Quant à la barre d’adresse, elle n’affiche pas l’URL mais le nom du site. Un simple survol de la souris permettant tout de même d’afficher cette dernière. C’est sans doute plus esthétique, mais de cacher une telle information risque de favoriser le phishing.
Pour continuer sur l’interface, j’ai trouvé la fenêtre de l’historique incroyablement plus claire que celle de Firefox. Vous me direz, c’est plutôt facile, tant cette dernière est catastrophique. Il manque tout de même la possibilité de pouvoir définir une période temporelle ou de pouvoir effectuer des recherches contextuelles à la manière d’un Vivaldi.
Pour rester sur les questions d’historique, on notera par ailleurs la prise en charge par Eolie de Firefox Sync, autorisant ainsi le partage des marques pages et de l’historique entre les deux navigateurs et leur synchronisation sur différentes machines.
D’un point de vue technique, le navigateur est développé en Python et utilise le moteur de rendu WebKitGTK+ (qui est lui, développé en C++). Le développeur peut donc se concentrer sur l’interface sans avoir besoin de trop se soucier de ce morceau gargantuesque qu’est le moteur de rendu de pages Web. Et pour ceux qui se poseraient la question, chaque onglet est bien rendu dans son propre processus, ce qui permet d’exploiter au mieux les processeurs modernes disposant de nombreux cœurs. Le plantage d’un onglet n’entraînant pas non plus le reste du navigateur dans sa chute.
La gestion des identifiants et mots de passe des différents sites s’effectuant quant à elle au travers de Seahorse et GNOME Keyring.

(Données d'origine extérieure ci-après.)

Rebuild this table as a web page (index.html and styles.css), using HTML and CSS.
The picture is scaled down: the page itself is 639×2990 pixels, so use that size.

Autre sujet important, les extensions. Maintenant que les différents navigateurs se sont mis d’accord sur un format commun, les fameuses WebExtensions, Eolie finira sans doute par les prendre en charge. Mais pour le moment, je n’ai trouvé aucun moyen d’en installer. On notera néanmoins que le navigateur propose un bloqueur de publicités activé par défaut.
Pour une première version développée par un seul homme en seulement trois mois, je suis vraiment bluffé par le travail accompli. Tant sur le nombre d’options d’ores et déjà proposées, que sur la stabilité de l’ensemble. Et c’est dans ces moments-là que l’on constate toute la beauté du libre et des formats standards. Puisque il est évident que sans un moteur libre, les différentes technologies GNOME utilisées ou un système d’extensions standardisé, un tel projet aurait difficilement pu voir le jour.
Maintenant, ça reste une version 0.1 que l’auteur déconseille d’utiliser au quotidien. De mon côté, j’espère que l’on pourra prochainement déplacer la barre d’onglets à notre convenance et opter pour un modèle plus traditionnel si tel est notre souhait. De même que la prise en charge des WebExtensions ou l’ajout d’un gestionnaire de sessions. Après, tout se jouera sur les petits détails, comme de pouvoir annuler la fermeture d’un onglet ou couper rapidement le son de l’un d’entre eux. Si on ne retrouve pas nos petites habitudes, on aura du mal à changer.
Restera également la question du public cible et du nombre d’options qui seront proposées à terme. Si un navigateur comme Vivaldi a su trouver sa place face aux géants, c’est qu’il vise avant tout les utilisateurs confirmés. Comme on a pu le constater avec Web, une bonne intégration avec le reste de l’environnement GNOME ne sera pas suffisant pour être adopté, et il faudra non seulement proposer toutes les fonctionnalités habituelles, mais également en proposer de nouvelles dont on ne pourrait plus se passer.